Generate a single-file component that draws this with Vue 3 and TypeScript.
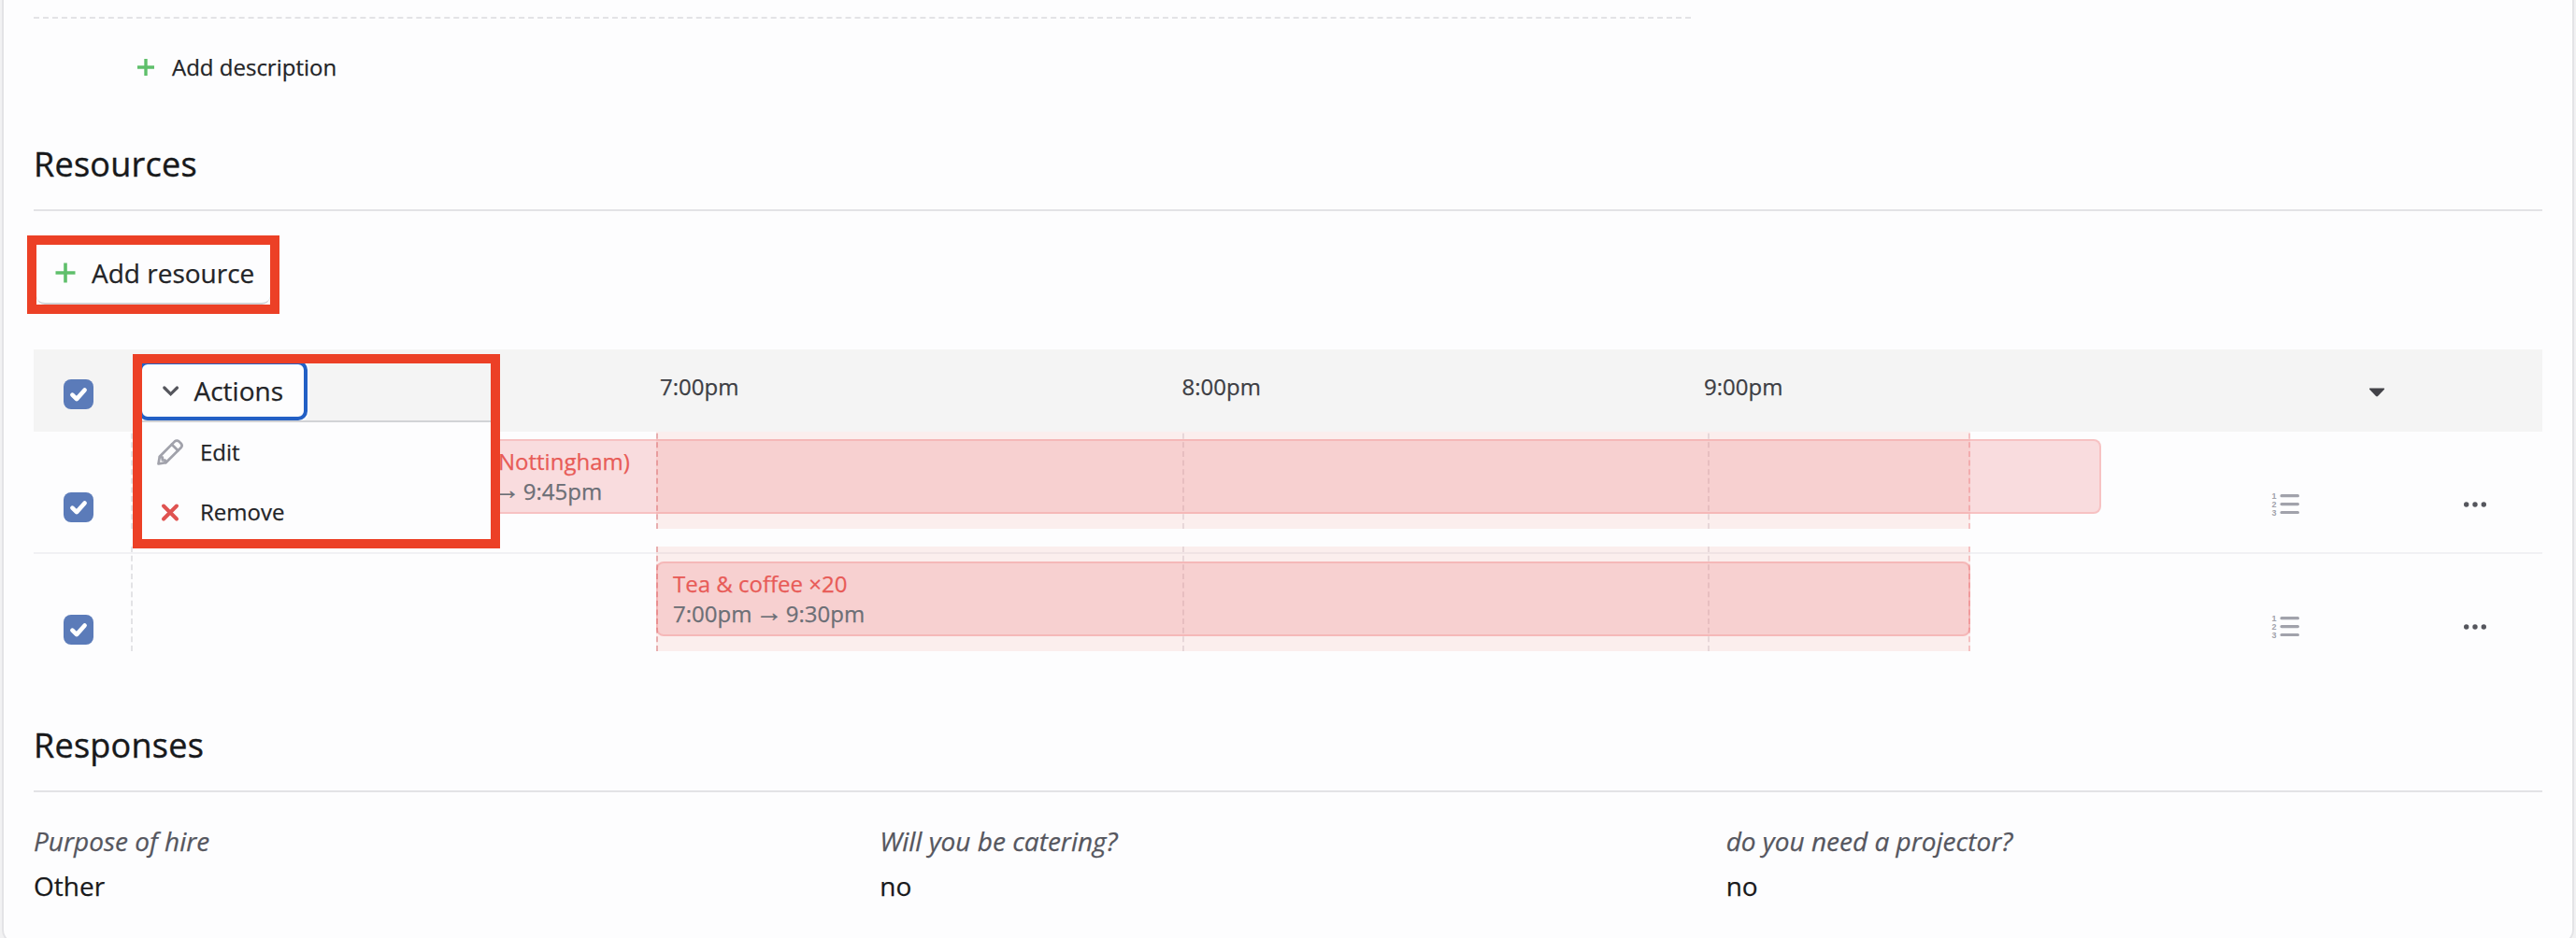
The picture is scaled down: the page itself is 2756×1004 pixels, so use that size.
<script setup lang="ts">
interface Booking {
  title: string
  time: string
  left: number
  width: number
  clipped: boolean
}

const hours = [
  { label: '7:00pm', left: 566 },
  { label: '8:00pm', left: 1124.5 },
  { label: '9:00pm', left: 1683 },
]

const hourLines = [1125, 1687]

const bookings: Booking[] = [
  { title: 'Nottingham)', time: '9:45pm', left: 375, width: 1733, clipped: true },
  { title: 'Tea & coffee ×20', time: '9:30pm', left: 562, width: 1406, clipped: false },
]

const responses = [
  { question: 'Purpose of hire', answer: 'Other' },
  { question: 'Will you be catering?', answer: 'no' },
  { question: 'do you need a projector?', answer: 'no' },
]
</script>

<template>
  <div class="page">
    <main class="card">
      <div class="dashed-rule"></div>
      <div class="add-description">
        <svg width="20" height="20" viewBox="0 0 20 20"><path d="M10 1v18M1 10h18" stroke="#5fbf6b" stroke-width="3.4" /></svg>
        <span>Add description</span>
      </div>

      <h2 class="resources-title">Resources</h2>
      <div class="highlight add-highlight">
        <button class="add-resource">
          <svg width="22" height="22" viewBox="0 0 22 22"><path d="M11 .5v21M.5 11h21" stroke="#5fbf6b" stroke-width="3.6" /></svg>
          <span>Add resource</span>
        </button>
      </div>

      <section class="table">
        <header class="table-head">
          <div class="check-col">
            <span class="checkbox"><svg viewBox="0 0 32 32"><path d="M9.4 16.6l4.6 4.5 8.6-9.6" /></svg></span>
          </div>
          <div class="track">
            <span v-for="h in hours" :key="h.label" class="hour" :style="{ left: h.left + 'px' }">{{ h.label }}</span>
          </div>
          <div class="list-col"></div>
          <div class="caret-col">
            <svg width="18" height="10" viewBox="0 0 18 10"><path d="M1.5 .5h15q1 .6.2 1.6L10 9q-1 .9-2 0L1.3 2.1Q.5 1.1 1.5.5z" fill="#424248" /></svg>
          </div>
          <div class="more-col"></div>
        </header>

        <div v-for="b in bookings" :key="b.title" class="table-row">
          <div class="check-col">
            <span class="checkbox"><svg viewBox="0 0 32 32"><path d="M9.4 16.6l4.6 4.5 8.6-9.6" /></svg></span>
          </div>
          <div class="track timeline">
            <div class="zone"></div>
            <div v-for="x in hourLines" :key="x" class="hour-line" :style="{ left: x + 'px' }"></div>
            <div class="booking" :style="{ left: b.left + 'px', width: b.width + 'px' }">
              <div class="booking-title">{{ b.title }}</div>
              <div class="booking-time" :class="{ clipped: b.clipped }">
                <template v-if="!b.clipped">7:00pm </template><span class="arrow">→</span> {{ b.time }}
              </div>
            </div>
          </div>
          <div class="list-col">
            <svg width="30" height="27" viewBox="0 0 30 27">
              <g fill="#a1a2ab" class="digits">
                <text x="0.6" y="8">1</text>
                <text x="0.6" y="17">2</text>
                <text x="0.6" y="25.8">3</text>
              </g>
              <path d="M11 4.7h17.4M11 13.6h17.4M11 22.5h17.4" stroke="#a1a2ab" stroke-width="3.2" stroke-linecap="round" />
            </svg>
          </div>
          <div class="caret-col"></div>
          <div class="more-col">
            <svg width="26" height="8" viewBox="0 0 26 8" fill="#55565d">
              <circle cx="3.7" cy="4" r="2.7" /><circle cx="13" cy="4" r="2.7" /><circle cx="22.3" cy="4" r="2.7" />
            </svg>
          </div>
        </div>

        <div class="highlight menu-highlight">
          <button class="actions">
            <svg width="20" height="20" viewBox="0 0 20 20"><path d="M2.8 7l6.8 6.8L16.5 7" fill="none" stroke="#55565d" stroke-width="3.2" stroke-linecap="round" /></svg>
            <span>Actions</span>
          </button>
          <div class="menu">
            <div class="menu-item">
              <svg width="28" height="28" viewBox="0 0 28 28" fill="none" stroke="#a1a2ab" stroke-width="2.7" stroke-linejoin="round" stroke-linecap="round">
                <path d="M1.5 26.5l1.3-7.8L18.8 2.6q2.4-2.1 4.8 0l1.900 1.900q2.200 2.400 0 4.800L9.400 25.200z" />
                <path d="M15.8 5.7l6.6 6.6M3 19l2.9.6-.2 2.8 2.9.1.7 2.6" />
              </svg>
              <span class="menu-label">Edit</span>
            </div>
            <div class="menu-item">
              <svg width="28" height="28" viewBox="0 0 28 28"><path d="M7 7.5l14 14M21 7.5l-14 14" stroke="#df5351" stroke-width="4" stroke-linecap="round" /></svg>
              <span class="menu-label">Remove</span>
            </div>
          </div>
        </div>
      </section>

      <h2 class="responses-title">Responses</h2>
      <dl class="responses">
        <div v-for="r in responses" :key="r.question">
          <dt>{{ r.question }}</dt>
          <dd>{{ r.answer }}</dd>
        </div>
      </dl>
    </main>
  </div>
</template>

<style>
body {
  margin: 0;
  overflow: hidden;
}
</style>

<style scoped>
.page {
  height: 1004px;
  overflow: hidden;
  background: #f2f2f3;
  font-family: 'Open Sans', 'Noto Sans', sans-serif;
  font-size: 24px;
  color: #232427;
  -webkit-text-stroke-width: 0.25px;
}
.page * {
  box-sizing: border-box;
}
svg {
  display: block;
  flex: none;
}
.card {
  display: flow-root;
  height: 1011px;
  margin: 0 2px;
  padding: 0 32px;
  border: 2px solid #e3e3e6;
  border-top: 0;
  border-radius: 0 0 16px 16px;
  background: #fdfdfe;
}
.dashed-rule {
  width: 1773px;
  margin-top: 18px;
  border-top: 2px dashed #e3e3e6;
}
.add-description {
  display: flex;
  align-items: center;
  gap: 18px;
  height: 36px;
  margin-top: 34px;
  padding-left: 110px;
  line-height: 36px;
}
h2 {
  height: 76px;
  margin: 60px 0 0;
  border-bottom: 2px solid #e3e3e6;
  color: #18191b;
  font: 400 36px/52px 'Open Sans', 'Noto Sans', sans-serif;
  letter-spacing: 0.25px;
  -webkit-text-stroke-width: 0.4px;
}
h2.responses-title {
  margin-top: 48px;
}
.highlight {
  border: 10px solid #ec4026;
}
.add-highlight {
  width: 270px;
  height: 84px;
  margin: 26px 0 0 -7px;
}
button {
  display: flex;
  align-items: center;
  background: #fdfdfe;
  color: #232427;
  font: 28px/38px 'Open Sans', 'Noto Sans', sans-serif;
}
.add-resource {
  gap: 17px;
  width: 100%;
  height: 64px;
  padding: 0 0 2px 20px;
  border: 0 solid #d2d3d6;
  border-bottom-width: 2px;
  border-radius: 9px;
}
.table {
  position: relative;
  margin-top: 38px;
}
.table-head,
.table-row {
  position: relative;
  display: flex;
}
.table-head {
  z-index: 1;
  height: 88px;
  background: #f4f4f4;
}
.table-row {
  height: 131px;
}
.table-row:nth-child(2) {
  border-bottom: 2px solid #f1f1f4;
}
.check-col {
  width: 104px;
  padding: 32px 0 0 32px;
}
.table-row .check-col {
  padding-top: 65px;
}
.checkbox {
  display: block;
  width: 32px;
  height: 32px;
  border-radius: 8px;
  background: #5b7bb9;
}
.checkbox path {
  fill: none;
  stroke: #fff;
  stroke-width: 4.6;
  stroke-linecap: round;
  stroke-linejoin: round;
}
.track {
  position: relative;
  width: 2245px;
}
.hour {
  position: absolute;
  top: 23px;
  line-height: 34px;
  color: #3d3e44;
}
.timeline {
  height: 112px;
  margin-top: -8px;
  border-left: 2px dashed #e3e3e6;
}
.zone,
.hour-line,
.booking {
  position: absolute;
  margin-left: -2px;
}
.zone {
  top: 0;
  left: 562px;
  width: 1406px;
  height: 112px;
  border-left: 2px dashed rgba(205, 80, 84, 0.4);
  border-right: 2px dashed rgba(228, 90, 94, 0.3);
  background: rgba(228, 84, 72, 0.09);
}
.hour-line {
  top: 0;
  height: 112px;
  border-left: 2px dashed rgba(90, 50, 70, 0.12);
}
.booking {
  top: 16px;
  height: 80px;
  padding: 6px 16px;
  border: 2px solid rgba(240, 90, 90, 0.2);
  border-radius: 8px;
  background: rgba(236, 86, 90, 0.195);
  line-height: 32px;
  white-space: nowrap;
}
.booking-title {
  color: #e85b57;
}
.booking-time {
  color: #6c6f76;
}
.booking-time.clipped {
  margin-left: -3.5px;
}
.arrow {
  display: inline-block;
  width: 24px;
  font-family: 'Liberation Sans', sans-serif;
  text-align: center;
  transform: translateY(-3px) scale(1.22);
}
.list-col {
  width: 120px;
  padding: 64px 0 0 45px;
}
.caret-col {
  width: 75px;
  padding: 41px 0 0 29px;
}
.more-col {
  width: 140px;
  padding: 73.5px 0 0 55px;
}
.digits {
  font: bold 9px 'Liberation Sans', sans-serif;
}
.menu-highlight {
  position: absolute;
  z-index: 2;
  top: 5px;
  left: 106px;
  width: 393px;
  height: 208px;
  overflow: hidden;
}
.actions {
  gap: 14.5px;
  width: 181px;
  height: 64px;
  margin: -3px 0 0 -4px;
  padding: 0 0 0 21px;
  border: 4px solid #2360c5;
  border-radius: 10px;
  box-shadow: 0 0 0 2px #fbfbfc;
}
.menu {
  position: relative;
  height: 127px;
  border-top: 2px solid #d2d3d6;
  background: #fdfdfe;
}
.menu-item {
  display: flex;
  align-items: center;
  gap: 18px;
  height: 64px;
  padding-left: 16px;
}
.menu-label {
  padding-bottom: 2px;
}
.responses {
  display: grid;
  grid-template-columns: repeat(3, 1fr);
  column-gap: 32px;
  margin: 28px 0 0;
  font-size: 28px;
  line-height: 48px;
}
dt {
  color: #55565e;
  font-style: italic;
}
dd {
  margin: 0;
  color: #18191b;
}
</style>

Aim of the exercise |
Track down the lines that include the word "page" and copy them.

Result of the exercise |
The picture is scaled down: the page itself is 2756×1004 pixels, so use that size.
  <div class="page">
.page {
.page * {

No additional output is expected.